Selon l'analyse qu'il a menée avec ses deux confrères, cette tentative de rééquilibrer les droits des contribuables par rapport aux pouvoirs de l'administration reste en l'état de l'ordre de l'"illusion d'optique" au vu de la dissymétrie qui s'est creusée au cours des dix dernières années.

"Seuls 13% des 103 mesures de procédure fiscale qui ont été votées depuis 2008 ont été des mesures en faveur des droits des contribuables, une immense majorité des dispositions l'ont été au soutien de l'administration fiscale", note Jean-Pierre Lieb.

ÉVOLUTION À SENS UNIQUE

Ce renforcement "légitime et fondé" des pouvoirs d'investigation et de sanction accordés à l'administration fiscale s'est inscrit dans un contexte international marqué par une prise de conscience croissante des Etats de la nécessité de mieux lutter contre l'évasion et l'optimisation fiscales.

"En 2008, la crise a conduit les Etats à se rendre compte que leurs budgets étaient fragiles et que leurs rentrées fiscales constituaient un enjeu crucial", précise Jean-Pierre Lieb.

Et depuis la succession des révélations de type "Luxleaks", "Panama Papers" et "Paradise papers" ont également contribué à accentuer la tendance du renforcement des arsenaux de lutte contre la fraude, à l'échelle nationale et internationale.

Mais parallèlement, "on a quasiment complètement occulté le fait que l'on pouvait aussi faire des progrès en matière de sécurité, de confiance et d'équilibre des pouvoirs en matière de protection du contribuable" d'autant plus que l'environnement fiscal est devenu plus complexe, souligne-t-il.

Pour "revisiter ou au moins aménager" la législation, les trois auteurs soumettent donc 37 propositions décrites comme "raisonnables, compréhensibles, consensuelles et acceptables par l'administration" dans une logique "gagnant-gagnant, à la fois pour les contribuables mais également pour la collectivité, l'administration et les finances publiques".

Ils invitent par exemple à davantage de transparence, en suggérant à l'administration fiscale de communiquer des statistiques sur son activité, notamment en matière de contrôle, ou encore à autoriser le recours à l'expertise d'un tiers indépendant pour l'établissement de faits lors d'un contrôle.

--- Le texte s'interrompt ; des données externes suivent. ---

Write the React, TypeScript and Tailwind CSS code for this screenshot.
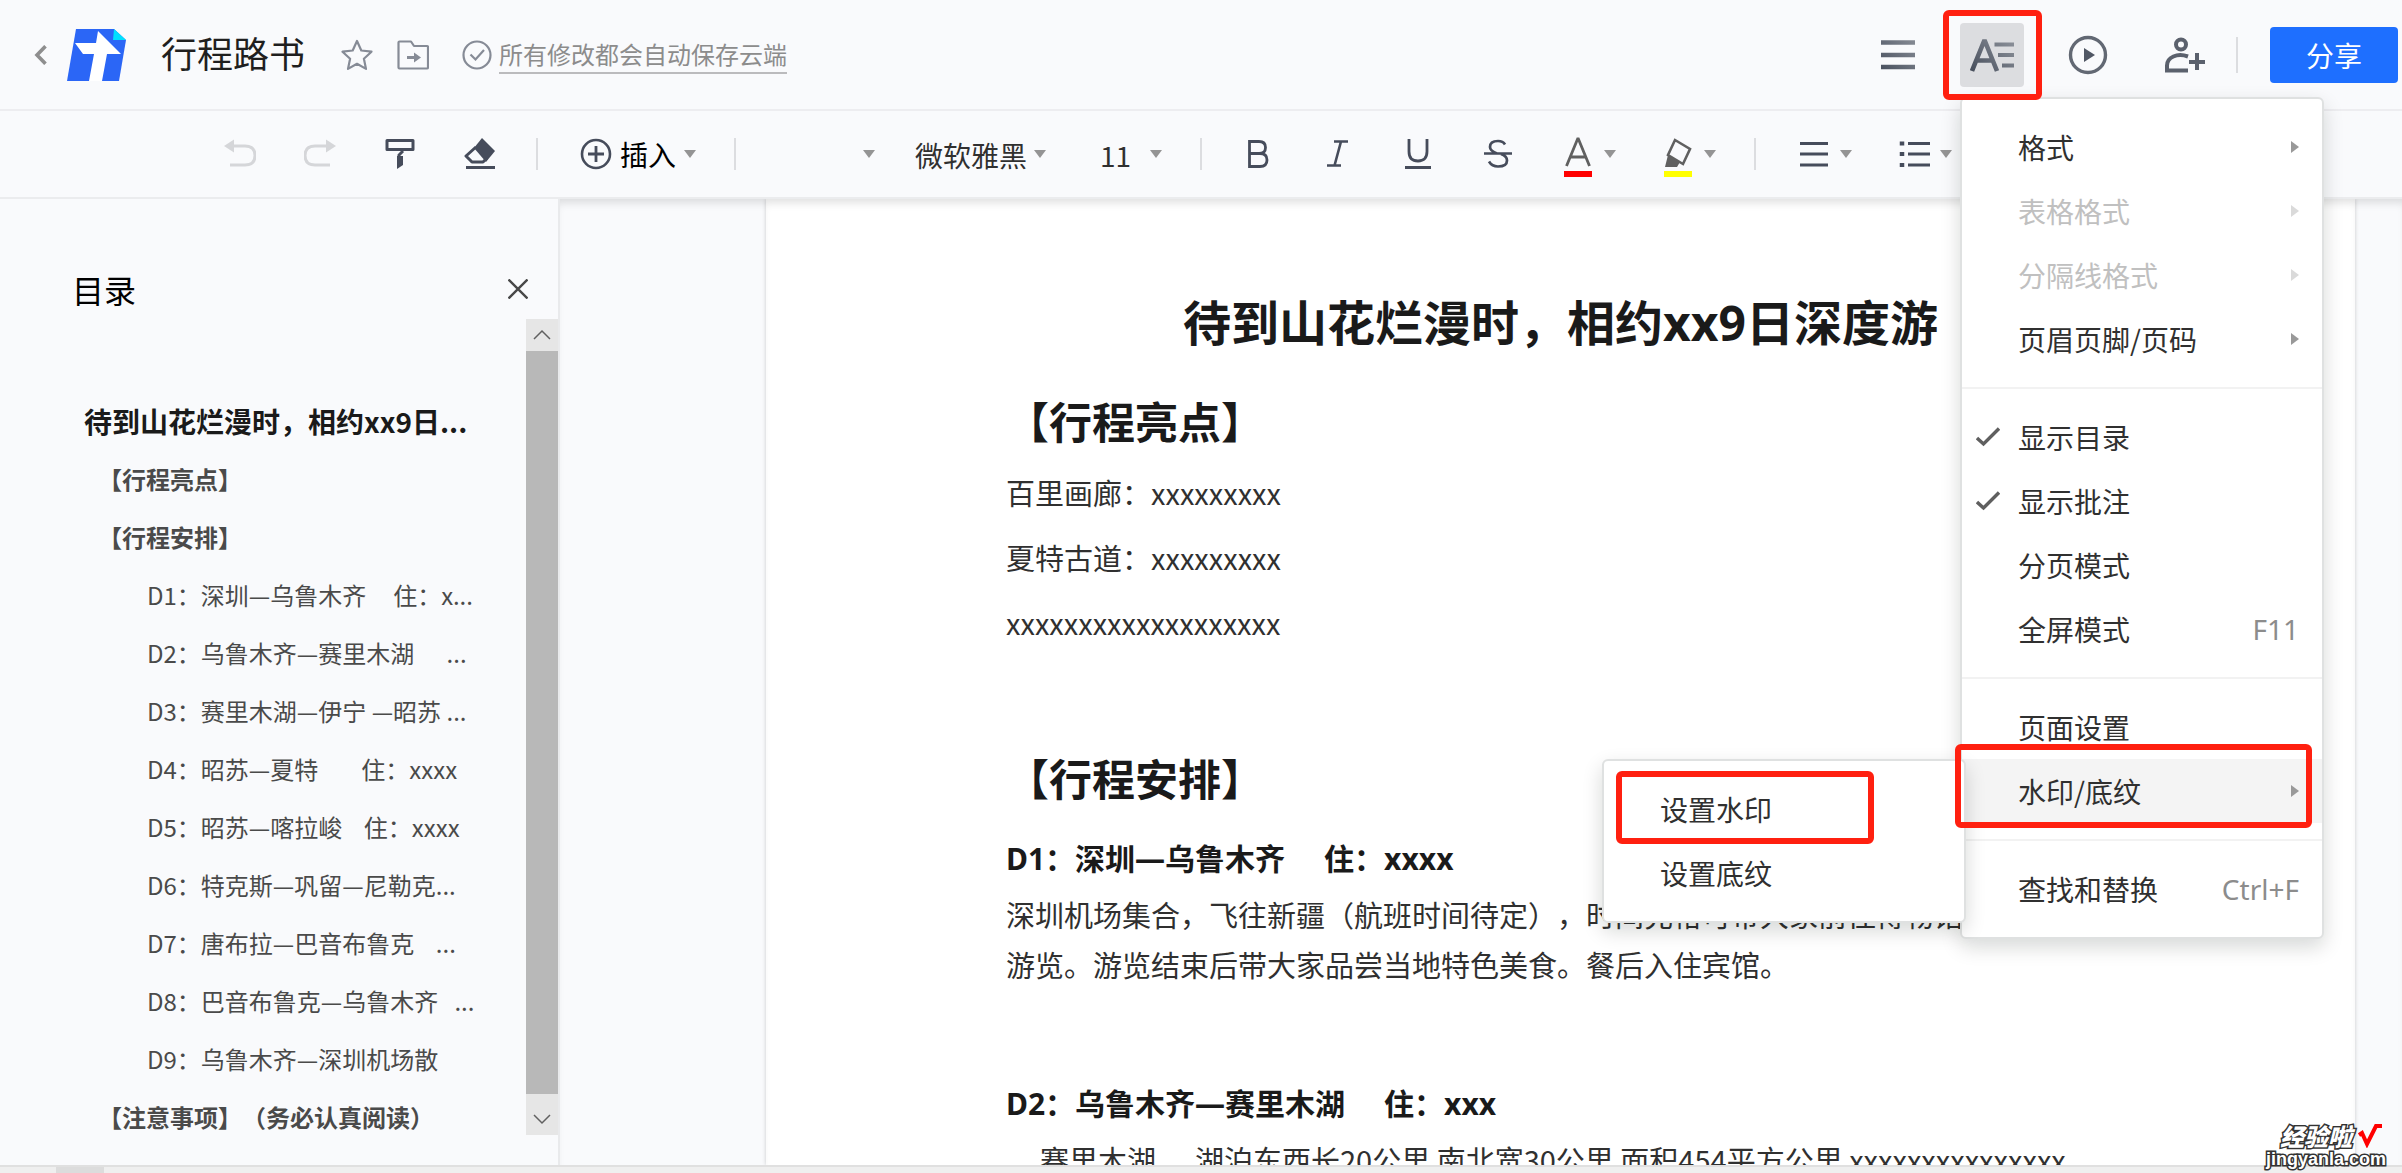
import type { ReactNode } from "react";

const outline = [
  { level: 1, text: "待到山花烂漫时，相约xx9日..." },
  { level: 2, text: "【行程亮点】" },
  { level: 2, text: "【行程安排】" },
  { level: 3, text: "D1：深圳—乌鲁木齐     住：x..." },
  { level: 3, text: "D2：乌鲁木齐—赛里木湖      ..." },
  { level: 3, text: "D3：赛里木湖—伊宁 —昭苏 ..." },
  { level: 3, text: "D4：昭苏—夏特        住：xxxx" },
  { level: 3, text: "D5：昭苏—喀拉峻    住：xxxx" },
  { level: 3, text: "D6：特克斯—巩留—尼勒克..." },
  { level: 3, text: "D7：唐布拉—巴音布鲁克    ..." },
  { level: 3, text: "D8：巴音布鲁克—乌鲁木齐   ..." },
  { level: 3, text: "D9：乌鲁木齐—深圳机场散" },
  { level: 2, text: "【注意事项】（务必认真阅读）" },
];

const outlineStyle: Record<number, string> = {
  1: "pl-[84px] text-[28px] font-bold text-[#1a1a1a]",
  2: "pl-[98px] text-2xl font-bold text-[#4a4a4a]",
  3: "pl-[147px] text-2xl text-[#4a4a4a]",
};

function Caret() {
  return (
    <svg viewBox="0 0 12 8" className="h-2 w-3 shrink-0" fill="#949494" aria-hidden="true">
      <path d="M0 0h12L6 8z" />
    </svg>
  );
}

function Divider({ className }: { className: string }) {
  return <div className={`h-8 w-0.5 shrink-0 bg-[#dcdde0] ${className}`} />;
}

function Icon({ children, color = "#464c5b" }: { children: ReactNode; color?: string }) {
  return (
    <svg viewBox="0 0 32 32" className="size-8 shrink-0" fill="none" stroke={color} strokeWidth="3" aria-hidden="true">
      {children}
    </svg>
  );
}

function ToolButton({ label, children }: { label: string; children: ReactNode }) {
  return (
    <button type="button" aria-label={label} className="flex h-16 w-16 shrink-0 items-center justify-center">
      {children}
    </button>
  );
}

function ColorTool({ label, children }: { label: string; children: ReactNode }) {
  return (
    <button type="button" aria-label={label} className="flex h-16 shrink-0 items-center gap-2.5">
      {children}
      <Caret />
    </button>
  );
}

function Header() {
  return (
    <header className="flex h-[111px] shrink-0 items-center border-b-2 border-[#ededf0] pr-1 pl-[34px]">
      <button type="button" aria-label="返回" className="mr-5 shrink-0">
        <svg viewBox="0 0 13 20" className="h-5 w-[13px]" fill="none" stroke="#8e8e8e" strokeWidth="3.6">
          <path d="M11.5 1.2 3 10l8.500 8.800" />
        </svg>
      </button>
      <svg viewBox="0 0 60 52" className="h-[52px] w-[60px] shrink-0" aria-hidden="true">
        <path d="M9 0h38l12 11-7 41H0z" fill="#2b66f6" />
        <path d="M47 0l12 11H46z" fill="#00e0ff" />
        <path d="M31 2l23 23H40l-5 27H22l5-27H16L8 14h21z" fill="#fff" />
      </svg>
      <h1 className="mr-9 ml-[34px] pb-1.5 text-[36px] leading-[48px] whitespace-nowrap text-[#1f1f1f]">行程路书</h1>
      <button type="button" aria-label="收藏" className="shrink-0">
        <svg viewBox="0 0 32 32" className="size-8" fill="none" stroke="#868b96" strokeWidth="2.200" strokeLinejoin="round">
          <path d="M16 2l4.300 9.500 10.200 1.200-7.600 7 2.100 10.200L16 24.800 7 29.900l2.100-10.200-7.600-7 10.200-1.200z" />
        </svg>
      </button>
      <button type="button" aria-label="移动到文件夹" className="ml-6 shrink-0">
        <svg viewBox="0 0 32 32" className="size-8" fill="none" stroke="#868b96" strokeWidth="2.200" strokeLinejoin="round">
          <path d="M1.500 3.500q0-1 1-1H14l3 4.500h13q1 0 1 1v20.500q0 1-1 1H2.500q-1 0-1-1z" />
          <path d="M10 18.500h8" strokeWidth="3" />
          <path d="M17 13.500v10l7-5z" fill="#868b96" stroke="none" />
        </svg>
      </button>
      <svg viewBox="0 0 32 32" className="ml-8 size-8 shrink-0" fill="none" stroke="#868b96" strokeWidth="2.200" aria-hidden="true">
        <circle cx="16" cy="16" r="13.500" />
        <path d="M9.500 15.500l5 5 8.500-9.500" />
      </svg>
      <a href="#history" className="ml-1.5 border-b-2 border-[#bbbbbd] text-2xl leading-[36px] whitespace-nowrap text-[#8c8c8c]">
        所有修改都会自动保存云端
      </a>

      <div className="ml-auto flex shrink-0 items-center">
        <button type="button" aria-label="菜单" className="mr-11 shrink-0">
          <svg viewBox="0 0 36 32" className="h-8 w-9" fill="none" strokeWidth="4.500">
            <defs>
              <linearGradient id="ink" gradientUnits="userSpaceOnUse" x1="0" y1="36" x2="36" y2="0">
                <stop offset="0" stopColor="#434b59" />
                <stop offset="1" stopColor="#888d96" />
              </linearGradient>
            </defs>
            <path d="M1 3.500h34M1 16h34M1 28h34" stroke="url(#ink)" />
          </svg>
        </button>
        <div className="relative mr-10 shrink-0">
          <button type="button" aria-label="格式菜单" aria-expanded="true" className="flex size-16 items-center justify-center rounded bg-[#dcdde0]">
            <svg viewBox="0 0 44 36" className="h-9 w-11" fill="none" stroke="url(#ink)">
              <path d="M2 34 14.500 3 27 34M7 23.500h15" strokeWidth="4.600" strokeLinejoin="bevel" />
              <path d="M24.500 7.500H44M28 18h16M32 28.500h12" strokeWidth="4.200" />
            </svg>
          </button>
          <div className="absolute top-[74px] left-0 z-20 w-[364px]">
            <FormatMenu />
          </div>
          <Mark className="-top-[13px] -left-[17px] z-30 h-[90px] w-[99px]" />
        </div>
        <button type="button" aria-label="播放" className="mr-[52px] shrink-0">
          <svg viewBox="0 0 48 48" className="size-12" fill="none">
            <circle cx="24" cy="24" r="17.500" stroke="#626873" strokeWidth="3.400" />
            <path d="M20 17v14l11-7z" fill="#505764" />
          </svg>
        </button>
        <button type="button" aria-label="邀请协作者" className="mr-[30px] shrink-0">
          <svg viewBox="0 0 42 38" className="h-[38px] w-[42px]" fill="none" stroke="#5b616d" strokeWidth="4">
            <circle cx="17" cy="8.500" r="5" />
            <path d="M24 20.500c-11-4-21 1-21 9v5h21M33 17v17M25 26h16" />
          </svg>
        </button>
        <div className="mr-8 h-9 w-0.5 bg-[#dcdde0]" />
        <button type="button" className="h-14 w-32 rounded bg-[#1e6fff] text-[28px] text-white">
          分享
        </button>
      </div>
    </header>
  );
}

function Mark({ className }: { className: string }) {
  return <div className={`pointer-events-none absolute rounded-md border-6 border-[#ff2010] ${className}`} />;
}

type Item = { label: string; arrow?: boolean; disabled?: boolean; checked?: boolean; shortcut?: string; active?: boolean };

const sections: Item[][] = [
  [
    { label: "格式", arrow: true },
    { label: "表格格式", arrow: true, disabled: true },
    { label: "分隔线格式", arrow: true, disabled: true },
    { label: "页眉页脚/页码", arrow: true },
  ],
  [
    { label: "显示目录", checked: true },
    { label: "显示批注", checked: true },
    { label: "分页模式" },
    { label: "全屏模式", shortcut: "F11" },
  ],
  [{ label: "页面设置" }, { label: "水印/底纹", arrow: true, active: true }],
  [{ label: "查找和替换", shortcut: "Ctrl+F" }],
];

const panel = "rounded-md border-2 border-[#dfe1e1] bg-white shadow-[0_8px_20px_rgba(0,20,10,0.16)]";

function MenuItem({ item }: { item: Item }) {
  return (
    <button
      type="button"
      role="menuitem"
      disabled={item.disabled}
      className={`flex h-16 w-full items-center pr-[23px] pl-3.5 text-[28px] ${item.active ? "bg-[#f4f4f4]" : ""} ${item.disabled ? "text-[#c0c0c0]" : "text-[#303030]"}`}
    >
      <span className="w-[42px] shrink-0">
        {item.checked && (
          <svg viewBox="0 0 24 20" className="h-5 w-6" fill="none" stroke="#5f5f5f" strokeWidth="3.400">
            <path d="M1 11l6.500 6L23 1.500" />
          </svg>
        )}
      </span>
      <span className="whitespace-nowrap">{item.label}</span>
      {item.shortcut && <span className='ml-auto font-["Noto_Sans",sans-serif] text-[#8c8c8c]'>{item.shortcut}</span>}
      {item.arrow && (
        <svg viewBox="0 0 8 12" className="ml-auto h-3 w-2" fill={item.disabled ? "#dadada" : "#999"} aria-hidden="true">
          <path d="M0 0l8 6-8 6z" />
        </svg>
      )}
    </button>
  );
}

function FormatMenu() {
  return (
    <div role="menu" className={`${panel} py-4`}>
      {sections.map((items, i) => (
        <div key={i} className={i > 0 ? "mt-4 border-t-2 border-[#f2f2f2] pt-4" : ""}>
          {items.map((item) => (
            <div key={item.label} className="relative">
              <MenuItem item={item} />
              {item.active && (
                <>
                  <div className="absolute top-0 right-full z-10 -mr-1 w-[364px]">
                    <Submenu />
                  </div>
                  <Mark className="-top-[15px] -left-[7px] z-20 h-[84px] w-[357px]" />
                </>
              )}
            </div>
          ))}
        </div>
      ))}
    </div>
  );
}

function Submenu() {
  return (
    <div role="menu" className={`${panel} py-4`}>
      <div className="relative">
        <MenuItem item={{ label: "设置水印" }} />
        <Mark className="-top-1.5 left-3 h-[73px] w-[258px]" />
      </div>
      <MenuItem item={{ label: "设置底纹" }} />
    </div>
  );
}

function Toolbar() {
  return (
    <div className="relative flex h-[88px] shrink-0 items-center overflow-hidden border-b-2 border-[#ebecee] pl-[208px] text-[28px] text-[#303030]">
      <div className="flex gap-4">
        <ToolButton label="撤销">
          <Icon color="#d5d6d9">
            <path d="M7 8h14q10 0 10 9.500T21 27H6" />
            <path d="M10 1.500v13L0 8z" fill="#d5d6d9" stroke="none" />
          </Icon>
        </ToolButton>
        <ToolButton label="重做">
          <Icon color="#d5d6d9">
            <path d="M25 8H11Q1 8 1 17.500T11 27h15" />
            <path d="M22 1.500v13L32 8z" fill="#d5d6d9" stroke="none" />
          </Icon>
        </ToolButton>
        <ToolButton label="格式刷">
          <Icon>
            <path d="M3 2.500h26v9H3z" strokeWidth="3" strokeLinejoin="round" />
            <path d="M19 13l-4 4v3" />
            <path d="M13 18h6v9l-6 4z" fill="#464c5b" stroke="none" />
          </Icon>
        </ToolButton>
        <ToolButton label="清除格式">
          <Icon>
            <path d="M18 0l13 13-9 11L10 10z" fill="#464c5b" stroke="none" />
            <path d="M12 9l-10 9 6 6h11l4-4" strokeLinejoin="round" />
            <path d="M2 29.500h29" />
          </Icon>
        </ToolButton>
      </div>
      <Divider className="mx-6" />
      <button type="button" className="ml-[18px] flex shrink-0 items-center gap-2 text-black">
        <Icon>
          <circle cx="16" cy="16" r="14" strokeWidth="2.600" />
          <path d="M16 8v16M8 16h16" strokeWidth="2.800" />
        </Icon>
        插入
        <Caret />
      </button>
      <Divider className="ml-[38px]" />
      <label className="flex shrink-0 items-center">
        <select aria-label="样式" className="h-10 w-[127px] appearance-none" />
        <Caret />
      </label>
      <label className="ml-10 flex shrink-0 items-center">
        <select aria-label="字体" className="h-10 w-[119px] appearance-none">
          <option>微软雅黑</option>
        </select>
        <Caret />
      </label>
      <label className="ml-[54px] flex shrink-0 items-center">
        <select aria-label="字号" className="h-10 w-[50px] appearance-none">
          <option>11</option>
        </select>
        <Caret />
      </label>
      <Divider className="mr-6 ml-[38px]" />
      <div className="flex shrink-0 gap-4">
        <ToolButton label="加粗">
          <Icon>
            <path d="M7.500 3.500h9.500q6.500 0 6.500 6t-6.500 6H7.500zM7.500 15.500h10.500q7 0 7 6.500t-7 6.500H7.500z" strokeWidth="2.800" />
          </Icon>
        </ToolButton>
        <ToolButton label="斜体">
          <Icon>
            <path d="M12 3.500h14M5 27.500h14M19 3.500l-6.500 24" strokeWidth="2.600" />
          </Icon>
        </ToolButton>
        <ToolButton label="下划线">
          <Icon>
            <path d="M7 1v12.500q0 9.500 9 9.500t9-9.500V1M3 29.500h26" strokeWidth="2.800" />
          </Icon>
        </ToolButton>
        <ToolButton label="删除线">
          <Icon>
            <path d="M23 6.500Q21 3 16 3 8 3 8 9q0 4 7 6.500M2 15.500h28M19 16q6 2 6 6.500 0 6-9 6-6 0-9-5" strokeWidth="2.700" />
          </Icon>
        </ToolButton>
      </div>
      <div className="ml-8 flex gap-[46px]">
        <ColorTool label="字体颜色">
          <span className="flex flex-col items-center">
            <svg viewBox="0 0 32 32" className="mt-1.5 size-8" fill="none" stroke="#606060" strokeWidth="2.800">
              <path d="M4.500 29 16 1l11.500 28M8.500 20h15" strokeLinejoin="bevel" />
            </svg>
            <span className="mt-0.5 h-1.5 w-7 bg-[#ff0000]" />
          </span>
        </ColorTool>
        <ColorTool label="突出显示">
          <span className="flex flex-col items-center">
            <svg viewBox="0 0 32 32" className="mt-1.5 size-8" fill="none" stroke="#606060" strokeWidth="2.600">
              <path d="M13 3l15 9-7 15-15-9z" />
              <path d="M6 18l12 7-3 5H3z" fill="#606060" stroke="none" />
            </svg>
            <span className="mt-0.5 h-1.5 w-7 bg-[#ffff00]" />
          </span>
        </ColorTool>
      </div>
      <Divider className="ml-[38px]" />
      <div className="ml-[42px] flex gap-[46px]">
        <ColorTool label="对齐方式">
          <Icon>
            <path d="M2 5.500h28M2 16h28M2 27h28" strokeWidth="2.800" />
          </Icon>
        </ColorTool>
        <ColorTool label="项目符号">
          <Icon>
            <path d="M10 5.500h22M10 16h22M10 27h22" strokeWidth="2.800" />
            <path d="M4 3.500v4M4 14v4M4 25v4" strokeWidth="4.500" />
          </Icon>
        </ColorTool>
      </div>
    </div>
  );
}

function Sidebar() {
  return (
    <aside className="flex w-[560px] shrink-0 flex-col border-r-2 border-[#e9eaec] pt-[62px]">
      <div className="mb-0.5 flex h-14 shrink-0 items-center justify-between pr-[30px] pl-[72px]">
        <h2 className="text-[32px] leading-10 text-black">目录</h2>
        <button type="button" aria-label="关闭目录" className="shrink-0">
          <svg viewBox="0 0 20 20" className="size-5" fill="none" stroke="#484848" strokeWidth="2.400">
            <path d="M.5.5l19 19M19.500.5l-19 19" />
          </svg>
        </button>
      </div>
      <div className="flex min-h-0 flex-1">
        <nav aria-label="目录" className="min-w-0 flex-1 overflow-hidden pt-[73px]">
          {outline.map((o) => (
            <a key={o.text} href="#section" className={`block h-[58px] leading-[58px] whitespace-pre ${outlineStyle[o.level]}`}>
              {o.text}
            </a>
          ))}
        </nav>
        <div className="mb-[30px] flex w-8 shrink-0 flex-col bg-[#e6e6e6]">
          <svg viewBox="0 0 32 32" className="size-8 shrink-0" fill="none" stroke="#606060" strokeWidth="1.500">
            <path d="M8 20l8-8 8 8" />
          </svg>
          <div className="flex-1 bg-[#b8b8b8]" />
          <svg viewBox="0 0 32 41" className="h-[41px] w-8 shrink-0" fill="none" stroke="#606060" strokeWidth="1.500">
            <path d="M8 21l8 8 8-8" />
          </svg>
        </div>
      </div>
    </aside>
  );
}

const heading = 'font-bold text-[#1a1a1a] font-["Noto_Sans","Noto_Sans_CJK_SC",sans-serif]';

function DocPage() {
  return (
    <main className="flex min-w-0 flex-1 overflow-hidden pr-[47px] pl-[206px] shadow-[inset_0_8px_8px_-4px_rgba(0,0,0,0.12)]">
      <article className="min-w-0 flex-1 bg-white px-[240px] pt-[92px] text-[29px] leading-[50px] whitespace-pre text-[#303030] shadow-[0_0_4px_rgba(0,0,0,0.2),inset_0_8px_8px_-4px_rgba(0,0,0,0.12)]">
        <h1 className={`text-center text-[48px] leading-[64px] ${heading}`}>待到山花烂漫时，相约xx9日深度游</h1>
        <h2 className={`mt-9 text-[43px] leading-[64px] ${heading}`}>【行程亮点】</h2>
        <div className="mt-[5px] leading-[65px]">
          <p>百里画廊：xxxxxxxxx</p>
          <p>夏特古道：xxxxxxxxx</p>
          <p>xxxxxxxxxxxxxxxxxxx</p>
        </div>
        <h2 className={`mt-[93px] text-[43px] leading-[64px] ${heading}`}>【行程安排】</h2>
        <h3 className={`mt-[22px] text-[30px] ${heading}`}>D1：深圳—乌鲁木齐     住：xxxx</h3>
        <div className="mt-[5px]">
          <p>深圳机场集合，飞往新疆（航班时间待定），时间充裕可带大家前往博物馆</p>
          <p>游览。游览结束后带大家品尝当地特色美食。餐后入住宾馆。</p>
        </div>
        <h3 className={`mt-[90px] text-[30px] ${heading}`}>D2：乌鲁木齐—赛里木湖     住：xxx</h3>
        <p className="mt-[5px] pl-[34px]">赛里木湖      湖泊东西长20公里 南北宽30公里 面积454平方公里 xxxxxxxxxxxxxxx</p>
      </article>
    </main>
  );
}

export default function App() {
  return (
    <div className='relative flex h-screen flex-col overflow-hidden bg-[#f9fafc] font-["Noto_Sans_CJK_SC",sans-serif] [text-spacing-trim:space-all]'>
      <Header />
      <Toolbar />
      <div className="flex min-h-0 flex-1">
        <Sidebar />
        <DocPage />
      </div>
      <div className="h-2 shrink-0 border-t-2 border-[#e0e0e0] bg-[#efefef] pl-14">
        <div className="h-full w-12 bg-[#dcdcdc]" />
      </div>
      <div className="absolute right-4 bottom-1 flex flex-col items-end font-black text-white [-webkit-text-stroke:3px_#333] [paint-order:stroke_fill]">
        <div className="flex items-center gap-1.5 pr-1">
          <span className="text-2xl leading-[26px] italic">经验啦</span>
          <svg viewBox="0 0 24 24" className="size-6" fill="none" stroke="#ff0000" strokeWidth="4" aria-hidden="true">
            <path d="M1 11l3-2 5 11L18 2h6" />
          </svg>
        </div>
        <span className='font-["Liberation_Sans",sans-serif] text-lg leading-5 font-bold'>jingyanla.com</span>
      </div>
    </div>
  );
}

SANCTION VERSUS TRANSPARENCE

Ils proposent également à l'administration de n'effectuer des redressements en matière de TVA que dans les cas où le Trésor public a effectivement subi un manque à gagner.

L'idée sous-tendant la plupart de ces suggestions est que si "la sanction ou la peur du bâton est un moyen de parvenir au civisme fiscal maximum, rassurer, accompagner, éclairer, être transparent représente un levier tout aussi efficace pour atteindre cet objectif commun", souligne Jean-Pierre Lieb.

Ces différentes propositions ont été transmises aux conseillers techniques en charge de la fiscalité à l'Elysée, à Matignon et à Bercy mais aussi à l'administration fiscale, aux membres des commissions des Finances de l'Assemblée nationale et du Sénat, ainsi qu'au défenseur des droits et au médiateur du ministère des Finances, a-t-il déclaré à Reuters.

Objectif: "que cette dimension un peu oubliée de l'équilibre entre pouvoir de l'administration et droit ou protection du contribuable" soit davantage intégrée dans les textes à l'ordre du jour du Parlement.

Le projet de loi "pour un État au service d'une société de confiance" - qui instaure un "droit à l'erreur" - sera examiné en nouvelle lecture au Sénat le 25 juillet.

Le projet de loi relatif à la lutte contre la fraude, qui a été adopté la semaine dernière en première lecture au Sénat, devrait probablement être examiné par l'Assemblée nationale en septembre.